2006/08/06

Al Ain/Buraimi Border

I have been playing around with Google Maps, and it is pretty amazing how detailed the resolution has gotten. Here is what I think is a really interesting and dramatic view of the the border between the town of Al Ain (in the UAE) and the town of Buraimi (in Oman). Since Google doesn't want me to copy their map and I can't label it on their site, here is a simplified map of what is in the satellite picture:



Together the Al Ain and Buraimi share the Buraimi Oasis area. The very green area on the left side of the satellite picture is one of the many parks (Hadeeka Seleemi, specifically) in Al Ain. Then just to the right of that you can see the fence that forms the border between the two towns (it looks like a straight line from the satellite and is red in my map). On the Omani side of the border it is bare desert until you reach the oasis to the Northeast. I don't think that I'm taking too much of a flyer here to assume that the Al Ain side of the border looked about the same before Sheikh Zayed began his project of 'greening' the desert. If you scroll around, you can see how much more work has been done on the Al Ain side of the border.

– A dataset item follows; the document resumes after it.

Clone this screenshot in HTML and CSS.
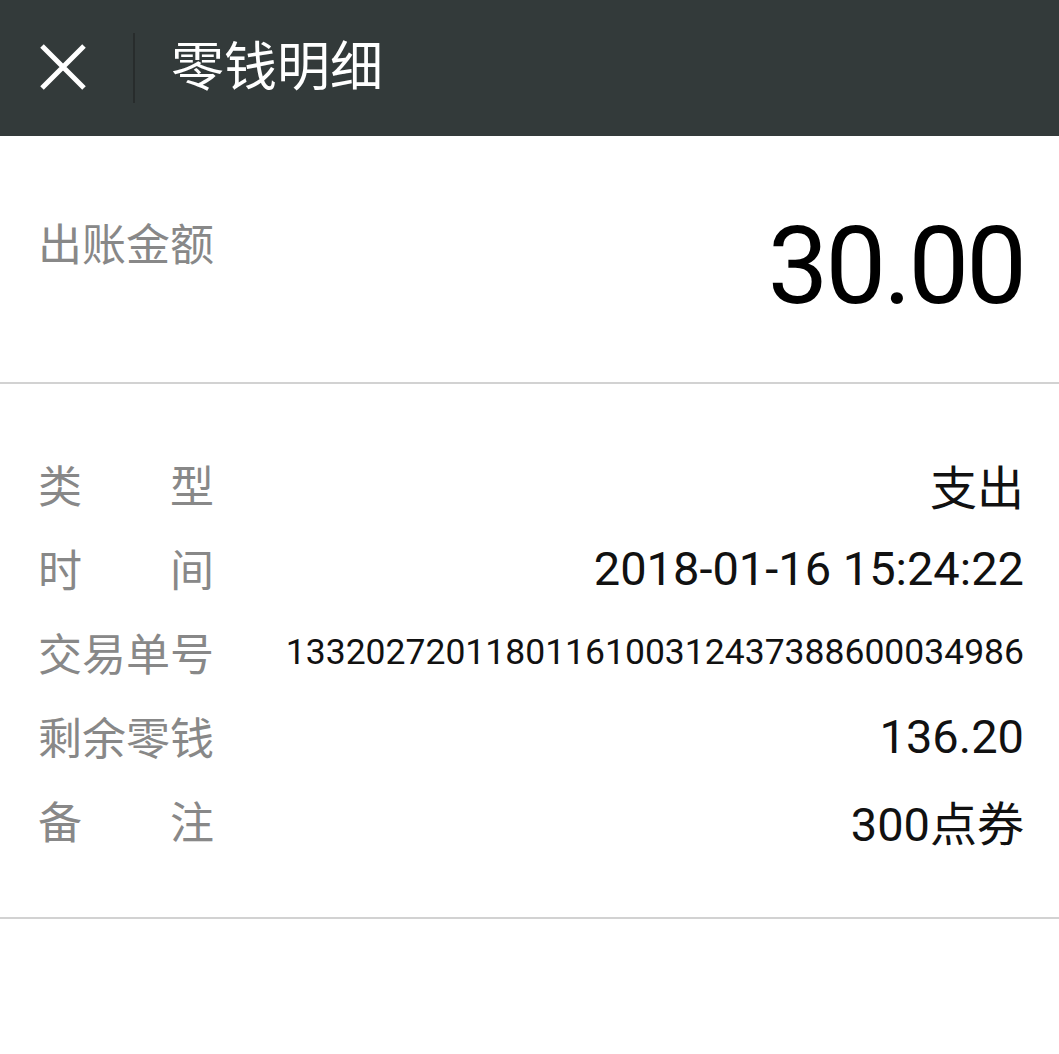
FILE: index.html
```html
<!DOCTYPE html>
<html lang="zh-CN">

<head>
    <meta charset="UTF-8">
    <meta name="viewport" content="width=device-width, initial-scale=1.0">
    <title>零钱明细</title>
    <link rel="stylesheet" href="styles.css">
</head>

<body>
    <header class="topbar">
        <div class="close-btn">
            <svg width="46" height="46" viewBox="0 0 46 46">
                <path d="M2 2 L44 44 M44 2 L2 44" stroke="#fff" stroke-width="5" fill="none" />
            </svg>
        </div>
        <div class="topbar-divider"></div>
        <h1 class="topbar-title">零钱明细</h1>
    </header>

    <section class="amount">
        <p class="amount-label">出账金额</p>
        <p class="amount-value">30.00</p>
    </section>

    <section class="details">
        <!-- detail rows -->
        <div class="row">
            <span class="row-label spread"><span>类</span><span>型</span></span>
            <span class="row-value">支出</span>
        </div>
        <div class="row">
            <span class="row-label spread"><span>时</span><span>间</span></span>
            <span class="row-value">2018-01-16 15:24:22</span>
        </div>
        <div class="row">
            <span class="row-label">交易单号</span>
            <span class="row-value small">1332027201180116100312437388600034986</span>
        </div>
        <div class="row">
            <span class="row-label">剩余零钱</span>
            <span class="row-value">136.20</span>
        </div>
        <div class="row">
            <span class="row-label spread"><span>备</span><span>注</span></span>
            <span class="row-value">300点券</span>
        </div>
    </section>
</body>

</html>
```

FILE: styles.css
```css
/* Reset some default styles */
body, h1, p {
    margin: 0;
    padding: 0;
}

body {
    font-family: Roboto, "Noto Sans CJK SC", sans-serif;
    background-color: #fff;
    color: #111;
}

/* Top bar */
.topbar {
    height: 136px;
    background-color: #333a3a;
    display: flex;
    align-items: center;
    padding-left: 40px;
}

.close-btn {
    width: 46px;
    height: 46px;
    margin-top: -2px;
}

.close-btn svg {
    display: block;
}

.topbar-divider {
    width: 2px;
    height: 70px;
    background-color: #282c2c;
    margin-left: 47px;
}

.topbar-title {
    font-size: 53px;
    font-weight: normal;
    color: #fff;
    margin-left: 36px;
    line-height: 1;
}

/* Amount block */
.amount {
    height: 246px;
    border-bottom: 2px solid #d2d2d2;
    display: flex;
    justify-content: space-between;
    align-items: flex-start;
    padding: 0 35px 0 38px;
}

.amount-label {
    font-size: 44px;
    color: #888;
    line-height: 1;
    margin-top: 88px;
}

.amount-value {
    font-size: 108px;
    line-height: 1;
    color: #000;
    letter-spacing: -3px;
    margin-top: 76px;
}

/* Details */
.details {
    padding: 58px 35px 55px 38px;
    border-bottom: 2px solid #d2d2d2;
}

.row {
    display: flex;
    justify-content: space-between;
    align-items: center;
    height: 84px;
}

.row-label {
    font-size: 44px;
    color: #888;
    width: 176px;
    white-space: nowrap;
}

.spread {
    display: flex;
    justify-content: space-between;
}

.row-value {
    font-size: 47px;
    color: #111;
}

.row-value.small {
    font-size: 35.5px;
}
```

(You can also see Zayed Central Library, where I work, at the bottom of the photo just right of the park and just south of the border.)

3 comments:

Desert Dweller said...

Ok so what exaclty is Zayed Library? Is it open to the public? Do they have english books? Have often wondered.....

Desert Dweller said...

Brn can't you tell us about the Zayed Central Library? Is it a public library?

Anonymous said...

The shared border is now technically no longer open except to UAE and Omani nationals.

This is absolutely not in interest of the economy of Buraimi which has clearly been prejudiced by recent moves regarding the shared boundary with the UAE.

Buraimi and its businesses are direct beneficiaries of a close relationship which has existed between the two municipalities up to now.

These common interests which also apply to so many other Omani towns bordering the UAE have been substantially prejudiced by recent developments regarding the shared border.

While Omani and UAE citizens are travelling unimpeded between the two municipalities, Oman expatriates are forced to apply and pay for expensive visas to visit the UAE. Those who are living in Buraimi, like so many of my UAE expatriate friends can only travel between the two 'cities' by encountering long delays and queues at the border post. Only the traditional entrance to Buraimi is being used by Emiratis and Omanis, the manner in which they are identified closely resembles racial profiling. No checks are made if people fit the 'profile'.

This has now meant that many have had to advise their respective landlords that we will no longer be able to live in Buraimi. Out of fear and the unknown many expatriates have already left Buraimi.

In an age in which many countries around the world are dropping their borders in the interests of dynamic economies and accelerated economic growth, this move is retrogressive to the economic development of the region. It also prejudices the growing potential for collaboration between the two economies.

I am fairly sure all sorts of reasons have been given for this development, but as a resident of Buraimi for nearly four years I can only speak highly of the warmth, hospitality and service given by Omani citizens and residents. The have shown high levels of integrity and we have experienced absolutely no crime. The responsibility exercised by its citizens in terms of their personal conduct, driving etc is exemplary.

I cannot help feel that this development has not been fully considered.

It also contradicts what was understood to be an agreement between Oman and the UAE which would allow people to live in Oman unrestricted and at peace with everyone.